Flüchtlingsanerkennung wegen Gefahr politischer Verfolgung, da der Kläger als kurdischer Oppositioneller in das Visier der Sicherheitskräfte geraten ist. Keine Flüchtlingsanerkennung der Ehefrau wegen Sippenhaft, da diese in Syrien im Allgemeinen nicht praktiziert wird. Lediglich in Einzelfällen, bei Familienangehörigen von Personen, die als gefährliche Oppositionelle oder Regimegegner eingestuft werden, kann die Gefahr einer Inhaftierung wegen Sippenhaft bestehen.

Schlagwörter: Asylverfahren, Flüchtlingsanerkennung, Syrien, politische Verfolgung, Kurden, Sippenhaft
Normen: AufenthG § 60 Abs. 1
Auszüge:

[...]

Die Voraussetzungen des § 60 Abs. 1 AufenthG liegen bei dem Kläger zu 1. vor. Ihm droht bei Rückkehr nach Syrien politische Verfolgung. Seit 1963 herrscht in Syrien Notstandsrecht. Die in der Verfassung garantierten Freiheitsrechte sind weitgehend aufgehoben. Berichte über Menschenrechtsverletzungen entsprechen den Tatsachen. Zur Verfolgung politischer Gegner bedienen sich die Geheimdienste der Inhaftierung, der anhaltenden Untersuchungshaft ohne Anklage oder Folter (vgl. dazu im Einzelnen den Bericht des Auswärtigen Amtes über die asyl- und abschiebungsrelevante Lage in der Arabischen Republik Syrien vom 27.09.2010).
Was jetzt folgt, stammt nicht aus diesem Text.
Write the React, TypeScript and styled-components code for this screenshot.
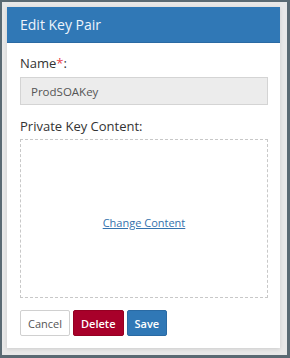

Der Kläger zu 1. muss bei einer Rückkehr nach Syrien damit rechnen, als kurdischer Oppositioneller verfolgt zu werden. Alle Kurden-Parteien haben eine Doppelnatur. Einerseits sind sie politische Parteien, die sich für die Rechte der Kurden auf Seiten dieser Volksgruppe engagieren. Insoweit sind sie verboten, wie alle anderen Parteien auch, die nicht der Nationalen Progressiven Front angehören. Andererseits sind sie aber auch sozial-organisatorisches Netz und Interessenvertretung der Kurden auf praktisch-alltäglicher Ebene. Insoweit arbeiten ihre Mitglieder teilweise sogar mit syrischen Behörden zusammen. Aus derartigen Aktivitäten ergibt sich keine konkrete Gefährdung. Aktivitäten werden dort in einem gewissen, freilich relativ bescheidenen Maße geduldet. "Rote Linie" ist jegliche öffentlichkeitswirksame, nach außen organisiert hervortretende Tätigkeit. Diese ist nicht unbedingt an die jeweilige Partei gebunden. Denn die in Syrien tätigen Kurden-Parteien haben letztlich keine unterschiedlichen Profile und weisen keine konzeptionellen Verschiedenheiten auf (vgl. dazu im Einzelnen die Stellungnahmen des Deutschen Orient-Instituts vom 20.12.2002 - 1307 ar/br - (S. 3 ff. m.w.N.) an das VG Aachen und vom 31.01.2005 für das VG Schleswig - 1629 al/br und 1628 al/br -).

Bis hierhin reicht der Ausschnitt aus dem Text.